Trois ans. Pour un acteur de la trempe de Robert Downey Jr., c’est long. C’est pourtant le temps qu’il aura fallu pour qu’un des acteurs les plus bankable du moment lâche enfin son costume d’Iron Man contre un rôle qui n’inclut pas de sauver le monde. Ce sera dans Le Juge, un drame du barreau comme l’Amérique en produit tant. Ira-t-on plus loin que la simple jurisprudence ?
Il ne faut que quelques secondes à Le Juge pour affirmer son identité états-unienne. Après la mort de sa mère, Hank, avocat plein aux as et un brin enclin à la condescendance de l’ultra-libéral, est contraint de revenir chez lui. Un Home Sweet Home qui sent l’Amérique profonde à plein nez, celle des valeurs ou des pouilleux, suivant que l’on ait réussi à s’en extirper ou non. Il y retrouve ses deux frères, Glen et Dale, interprétés par Vincent « Baleine » D’Onofrio en sportif raté et Jeremy Strong, léger attardé mental pour la caution « Vérité instinctive / Tendresse Forrest Gump ».
Le tout est uni par une colle dure et froide, incarnée à la perfection par Robert Duvall. L’acteur de 83 ans campe un juge de petite ville aussi vindicatif et cassant que le marteau qu’il brandit non sans vergogne pour condamner les criminels de bas-étage et autres délinquants en herbe de la région. Une figure évidemment contrastée entre valeurs et fermeture émotionnelle qui explose entre la mort de sa femme, sa maladie et le meurtre qu’il commet sur un ancien violeur qui lui a filé entre les doigts il y a un quart de siècle de cela.

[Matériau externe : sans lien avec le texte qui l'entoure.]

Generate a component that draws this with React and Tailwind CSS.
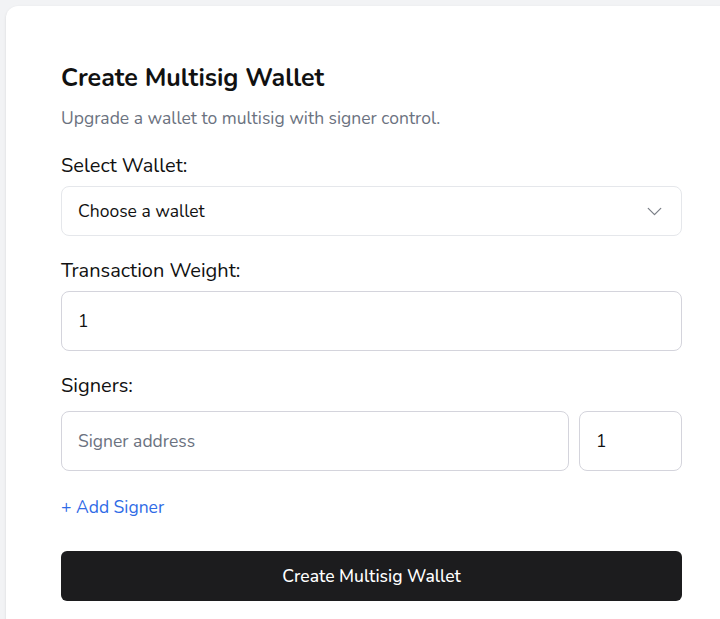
import React from 'react';
import { ChevronDown } from 'lucide-react';

const App = () => {
  return (
    <div className="h-[619px] w-full overflow-hidden bg-[#f2f3f5] pl-[6px] pt-[6px] font-['Nunito','Noto_Sans',sans-serif] text-[#111]">
      <div className="w-[731px] rounded-xl bg-white px-[55px] pt-[56px] pb-10 shadow-sm">
        <h2 className="text-[25px] font-bold leading-8">Create Multisig Wallet</h2>
        <p className="mt-[12px] text-[17.5px] leading-6 text-[#6b7280]">
          Upgrade a wallet to multisig with signer control.
        </p>

        <label className="mt-[22px] block text-[20px] leading-7">Select Wallet:</label>
        <div className="mt-[6px] flex h-[50px] items-center justify-between rounded-lg border border-[#e5e7eb] pl-4 pr-[14px]">
          <span className="text-[17.5px]">Choose a wallet</span>
          <ChevronDown size={25} strokeWidth={1.2} className="text-[#7b7f87]" />
        </div>

        <label className="mt-[21px] block text-[20px] leading-7">Transaction Weight:</label>
        <div className="mt-[6px] flex h-[60px] items-center rounded-lg border border-[#d4d4dc] px-4">
          <span className="text-[17.5px]">1</span>
        </div>

        <label className="mt-[21px] block text-[20px] leading-7">Signers:</label>
        <div className="mt-[11px] flex gap-[10px]">
          <div className="flex h-[60px] flex-1 items-center rounded-lg border border-[#d4d4dc] px-4">
            <span className="text-[17.5px] text-[#6b7280]">Signer address</span>
          </div>
          <div className="flex h-[60px] w-[103px] items-center rounded-lg border border-[#d4d4dc] px-4">
            <span className="text-[17.5px]">1</span>
          </div>
        </div>

        <button className="mt-[24px] block text-[17.5px] leading-6 text-[#2f6be6]">+ Add Signer</button>

        <button className="mt-[32px] flex h-[50px] w-full items-center justify-center rounded-md bg-[#1c1c1e] text-[17.5px] font-medium text-white">
          Create Multisig Wallet
        </button>
      </div>
    </div>
  );
};

export default App;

UN CASTING QUI TIENT LA BARRE
David Dobkin, réalisateur plutôt habitué de la comédie qui tâche entre Sérial Noceurs et Echange Standard, s’attaque à un sujet éminemment plus sérieux. Suivant à la trace un chemin de fer déjà longuement et fréquemment arpenté par le cinéma américain, celui du drame criminel débordant sur le drame familial, Le Juge déverse un lot impressionnant de valeurs-refuges, pour des dialogues plaisants et bien construits mais ne laissant jamais place à la surprise.
L’exercice est policé mais heureusement parfaitement maîtrisé. Difficile d’accrocher un casting aussi solide que celui-ci, permettant d’aborder en confiance les 2h20 nécessaire à un tel scénario. Robert Downey Jr. cabotine sans en faire trop et permet à la fois une certaine légèreté dans le propos comme une diversité dans la mise en scène. Fort heureusement, puisque Dobkin évite ainsi de nous enfermer tout du long dans un tribunal que même Billy Bob Thornton, le procureur adverse, peine à rendre vivant. Chaque fissure de la relation père-fils entre Duvall et Downey Jr. se reflète dans la vie personnelle de ce dernier : un procédé bienvenu pour donner quelques voies annexes au scénario.
Le Juge possède d’indéniables qualités et mérite certaines éloges qu’on lui attribue. Toutefois, difficile d’assurer que le film touchera le cœur des critiques européennes, de presse comme de spectateurs. Taillé pour un public américain, le voyage outre-Atlantique risque d’être à sens unique. Le Juge sait plaider sa cause, mais fait face en France à un jury qui ne lui sied pas.